Ms AB said Sean Diamond had not yet paid any of the damages owed to her.
"I've not received a penny," she said, adding that she still had to pay her legal costs for the civil case which was meant to have been covered by Diamond.
She said the rape and subsequent legal cases had had a huge impact on her life.
Before the case even went to trial, within the first year after the rape, she started having panic attacks, was diagnosed with PTSD and attempted suicide.
"My life has changed dramatically," she said. "I'm a suicide survivor. After I was raped I felt like there was no way for me to continue to live my life. Somehow I managed to come through that.
"Six-and-a-half years on I'm now living abroad because I didn't feel safe or happy living in the UK. It's been a very long, tormentful journey.
"Everything's still very much a live and raw memory and it will always be a very raw memory that will never go away and it's something that I have to live with for the rest of my life."
The Sean Diamond civil court outcome was only the second ruling of its kind in recent Scottish legal history.
In October 2018, in another civil case, a sheriff ruled that Stephen Coxen had raped a woman after a night out in Fife in 2013 and ordered him to pay her £80,000.
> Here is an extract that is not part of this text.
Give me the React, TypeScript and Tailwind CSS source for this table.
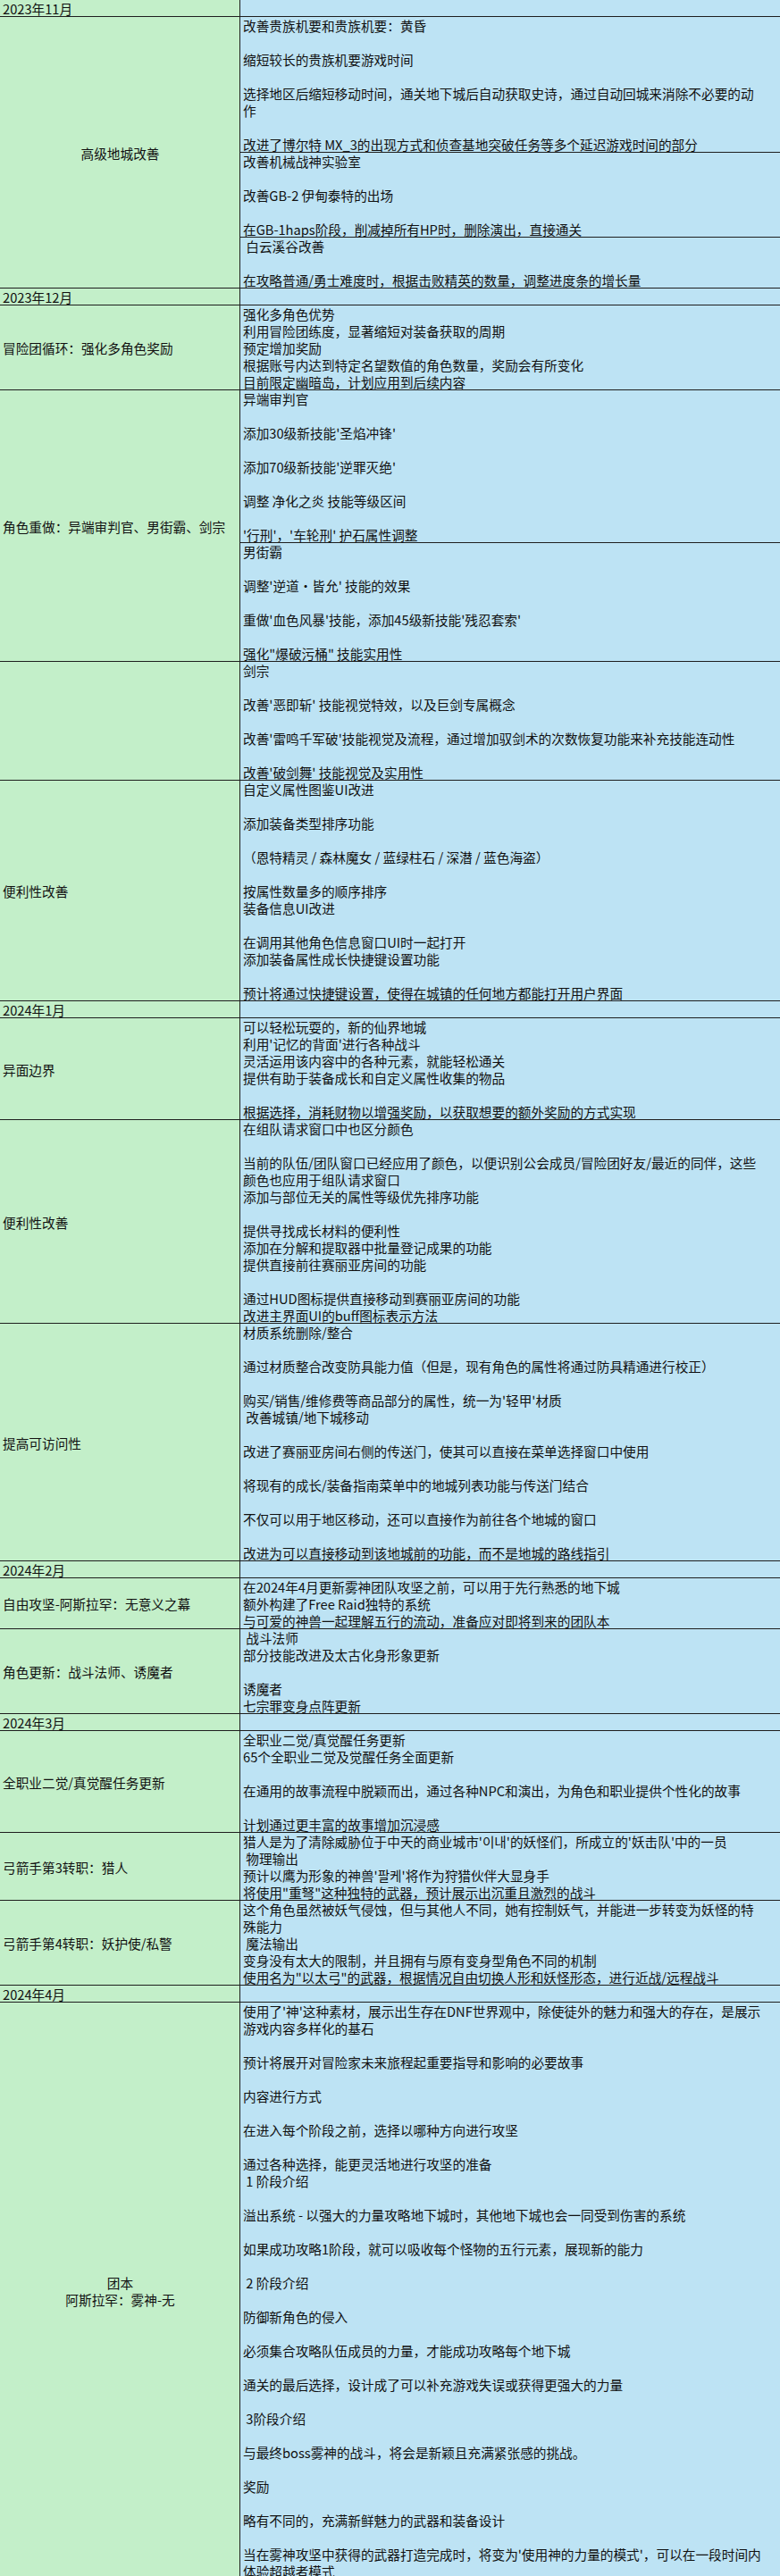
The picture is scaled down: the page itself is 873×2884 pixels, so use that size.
import React from "react";

type Header = { kind: "h"; label: string };
type Group = { kind: "g"; label: string[]; center?: boolean; subs: string[][] };
type Row = Header | Group;

const rows: Row[] = [
  { kind: "h", label: "2023年11月" },
  {
    kind: "g",
    label: ["高级地城改善"],
    center: true,
    subs: [
      [
        "改善贵族机要和贵族机要：黄昏",
        "",
        "缩短较长的贵族机要游戏时间",
        "",
        "选择地区后缩短移动时间，通关地下城后自动获取史诗，通过自动回城来消除不必要的动",
        "作",
        "",
        "改进了博尔特 MX_3的出现方式和侦查基地突破任务等多个延迟游戏时间的部分",
      ],
      ["改善机械战神实验室", "", "改善GB-2 伊甸泰特的出场", "", "在GB-1haps阶段，削减掉所有HP时，删除演出，直接通关"],
      [" 白云溪谷改善", "", "在攻略普通/勇士难度时，根据击败精英的数量，调整进度条的增长量"],
    ],
  },
  { kind: "h", label: "2023年12月" },
  {
    kind: "g",
    label: ["冒险团循环：强化多角色奖励"],
    subs: [
      [
        "强化多角色优势",
        "利用冒险团练度，显著缩短对装备获取的周期",
        "预定增加奖励",
        "根据账号内达到特定名望数值的角色数量，奖励会有所变化",
        "目前限定幽暗岛，计划应用到后续内容",
      ],
    ],
  },
  {
    kind: "g",
    label: ["角色重做：异端审判官、男街霸、剑宗"],
    subs: [
      [
        "异端审判官",
        "",
        "添加30级新技能'圣焰冲锋'",
        "",
        "添加70级新技能'逆罪灭绝'",
        "",
        "调整 净化之炎 技能等级区间",
        "",
        "'行刑'，'车轮刑' 护石属性调整",
      ],
      [
        "男街霸",
        "",
        "调整'逆道·皆允' 技能的效果",
        "",
        "重做'血色风暴'技能，添加45级新技能'残忍套索'",
        "",
        "强化\"爆破污桶\" 技能实用性",
      ],
    ],
  },
  {
    kind: "g",
    label: [],
    subs: [
      [
        "剑宗",
        "",
        "改善'恶即斩' 技能视觉特效，以及巨剑专属概念",
        "",
        "改善'雷鸣千军破'技能视觉及流程，通过增加驭剑术的次数恢复功能来补充技能连动性",
        "",
        "改善'破剑舞' 技能视觉及实用性",
      ],
    ],
  },
  {
    kind: "g",
    label: ["便利性改善"],
    subs: [
      [
        "自定义属性图鉴UI改进",
        "",
        "添加装备类型排序功能",
        "",
        "（恩特精灵 / 森林魔女 / 蓝绿柱石 / 深潜 / 蓝色海盗）",
        "",
        "按属性数量多的顺序排序",
        "装备信息UI改进",
        "",
        "在调用其他角色信息窗口UI时一起打开",
        "添加装备属性成长快捷键设置功能",
        "",
        "预计将通过快捷键设置，使得在城镇的任何地方都能打开用户界面",
      ],
    ],
  },
  { kind: "h", label: "2024年1月" },
  {
    kind: "g",
    label: ["异面边界"],
    subs: [
      [
        "可以轻松玩耍的，新的仙界地城",
        "利用'记忆的背面'进行各种战斗",
        "灵活运用该内容中的各种元素，就能轻松通关",
        "提供有助于装备成长和自定义属性收集的物品",
        "",
        "根据选择，消耗财物以增强奖励，以获取想要的额外奖励的方式实现",
      ],
    ],
  },
  {
    kind: "g",
    label: ["便利性改善"],
    subs: [
      [
        "在组队请求窗口中也区分颜色",
        "",
        "当前的队伍/团队窗口已经应用了颜色，以便识别公会成员/冒险团好友/最近的同伴，这些",
        "颜色也应用于组队请求窗口",
        "添加与部位无关的属性等级优先排序功能",
        "",
        "提供寻找成长材料的便利性",
        "添加在分解和提取器中批量登记成果的功能",
        "提供直接前往赛丽亚房间的功能",
        "",
        "通过HUD图标提供直接移动到赛丽亚房间的功能",
        "改进主界面UI的buff图标表示方法",
      ],
    ],
  },
  {
    kind: "g",
    label: ["提高可访问性"],
    subs: [
      [
        "材质系统删除/整合",
        "",
        "通过材质整合改变防具能力值（但是，现有角色的属性将通过防具精通进行校正）",
        "",
        "购买/销售/维修费等商品部分的属性，统一为'轻甲'材质",
        " 改善城镇/地下城移动",
        "",
        "改进了赛丽亚房间右侧的传送门，使其可以直接在菜单选择窗口中使用",
        "",
        "将现有的成长/装备指南菜单中的地城列表功能与传送门结合",
        "",
        "不仅可以用于地区移动，还可以直接作为前往各个地城的窗口",
        "",
        "改进为可以直接移动到该地城前的功能，而不是地城的路线指引",
      ],
    ],
  },
  { kind: "h", label: "2024年2月" },
  {
    kind: "g",
    label: ["自由攻坚-阿斯拉罕：无意义之幕"],
    subs: [
      [
        "在2024年4月更新雾神团队攻坚之前，可以用于先行熟悉的地下城",
        "额外构建了Free Raid独特的系统",
        "与可爱的神兽一起理解五行的流动，准备应对即将到来的团队本",
      ],
    ],
  },
  {
    kind: "g",
    label: ["角色更新：战斗法师、诱魔者"],
    subs: [[" 战斗法师", "部分技能改进及太古化身形象更新", "", "诱魔者", "七宗罪变身点阵更新"]],
  },
  { kind: "h", label: "2024年3月" },
  {
    kind: "g",
    label: ["全职业二觉/真觉醒任务更新"],
    subs: [
      [
        "全职业二觉/真觉醒任务更新",
        "65个全职业二觉及觉醒任务全面更新",
        "",
        "在通用的故事流程中脱颖而出，通过各种NPC和演出，为角色和职业提供个性化的故事",
        "",
        "计划通过更丰富的故事增加沉浸感",
      ],
    ],
  },
  {
    kind: "g",
    label: ["弓箭手第3转职：猎人"],
    subs: [
      [
        "猎人是为了清除威胁位于中天的商业城市'이내'的妖怪们，所成立的'妖击队'中的一员",
        " 物理输出",
        "预计以鹰为形象的神兽'팔케'将作为狩猎伙伴大显身手",
        "将使用\"重弩\"这种独特的武器，预计展示出沉重且激烈的战斗",
      ],
    ],
  },
  {
    kind: "g",
    label: ["弓箭手第4转职：妖护使/私警"],
    subs: [
      [
        "这个角色虽然被妖气侵蚀，但与其他人不同，她有控制妖气，并能进一步转变为妖怪的特",
        "殊能力",
        " 魔法输出",
        "变身没有太大的限制，并且拥有与原有变身型角色不同的机制",
        "使用名为\"以太弓\"的武器，根据情况自由切换人形和妖怪形态，进行近战/远程战斗",
      ],
    ],
  },
  { kind: "h", label: "2024年4月" },
  {
    kind: "g",
    label: ["团本", "阿斯拉罕：雾神-无"],
    center: true,
    subs: [
      [
        "使用了'神'这种素材，展示出生存在DNF世界观中，除使徒外的魅力和强大的存在，是展示",
        "游戏内容多样化的基石",
        "",
        "预计将展开对冒险家未来旅程起重要指导和影响的必要故事",
        "",
        "内容进行方式",
        "",
        "在进入每个阶段之前，选择以哪种方向进行攻坚",
        "",
        "通过各种选择，能更灵活地进行攻坚的准备",
        " 1 阶段介绍",
        "",
        "溢出系统 - 以强大的力量攻略地下城时，其他地下城也会一同受到伤害的系统",
        "",
        "如果成功攻略1阶段，就可以吸收每个怪物的五行元素，展现新的能力",
        "",
        " 2 阶段介绍",
        "",
        "防御新角色的侵入",
        "",
        "必须集合攻略队伍成员的力量，才能成功攻略每个地下城",
        "",
        "通关的最后选择，设计成了可以补充游戏失误或获得更强大的力量",
        "",
        " 3阶段介绍",
        "",
        "与最终boss雾神的战斗，将会是新颖且充满紧张感的挑战。",
        "",
        "奖励",
        "",
        "略有不同的，充满新鲜魅力的武器和装备设计",
        "",
        "当在雾神攻坚中获得的武器打造完成时，将变为'使用神的力量的模式'，可以在一段时间内",
        "体验超越者模式",
      ],
    ],
  },
];

function Line({ text }: { text: string }) {
  return <div className="h-[19px] leading-[19px] whitespace-pre">{text}</div>;
}

function HeaderRow({ label }: { label: string }) {
  return (
    <div className="flex">
      <div className="w-[269px] shrink-0 bg-[#c3efc9] px-[3px] h-[19px] leading-[19px] whitespace-pre shadow-[inset_-1px_-1px_0_#1e1e1e]">
        {label}
      </div>
      <div className="flex-1 h-[19px] bg-[#bde3f4] shadow-[inset_0_-1px_0_#1e1e1e]" />
    </div>
  );
}

function GroupRow({ g }: { g: Group }) {
  return (
    <div className="flex">
      <div
        className={
          g.center
            ? "w-[269px] shrink-0 bg-[#c3efc9] px-[3px] flex items-center justify-center text-center shadow-[inset_-1px_-1px_0_#1e1e1e]"
            : "w-[269px] shrink-0 bg-[#c3efc9] px-[3px] flex items-center shadow-[inset_-1px_-1px_0_#1e1e1e]"
        }
      >
        <div>
          {g.label.map((l, i) => (
            <div key={i} className="leading-[19px] whitespace-pre">
              {l}
            </div>
          ))}
        </div>
      </div>
      <div className="flex-1 min-w-0 flex flex-col overflow-hidden">
        {g.subs.map((s, i) => (
          <div key={i} className="bg-[#bde3f4] pl-[3px] shadow-[inset_0_-1px_0_#1e1e1e]">
            {s.map((t, j) => (
              <Line key={j} text={t} />
            ))}
          </div>
        ))}
      </div>
    </div>
  );
}

export default function App() {
  return (
    <div className="w-[873px] bg-white text-[14.67px] text-[#111] font-['Noto_Sans_CJK_SC','Noto_Sans_CJK_KR',sans-serif]">
      {rows.map((r, i) =>
        r.kind === "h" ? <HeaderRow key={i} label={r.label} /> : <GroupRow key={i} g={r} />
      )}
    </div>
  );
}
Mr Coxen had previously faced a criminal trial but the case was found not proven.
In 2017 Denise Clair, won a civil case against footballers David Goodwillie and David Robertson.
But that case was different as Ms Clair, who waived her right to anonymity, brought the civil action after the Crown had decided against prosecuting the pair in the criminal courts.
The judge in the civil court found that the rapes had happened and awarded Ms Clair £100,000 damages from the men.
Ms AB has said that she will continue to fight for justice for rape victims.
"If there was justice in this world Sean Diamond, Stephen Coxen, David Goodwillie - all these people would not continue to live a normal life," she said.
"My advice to any survivors is just never give up. I promise you there is light at the end of the tunnel. It feels like there's not at times, but there always is."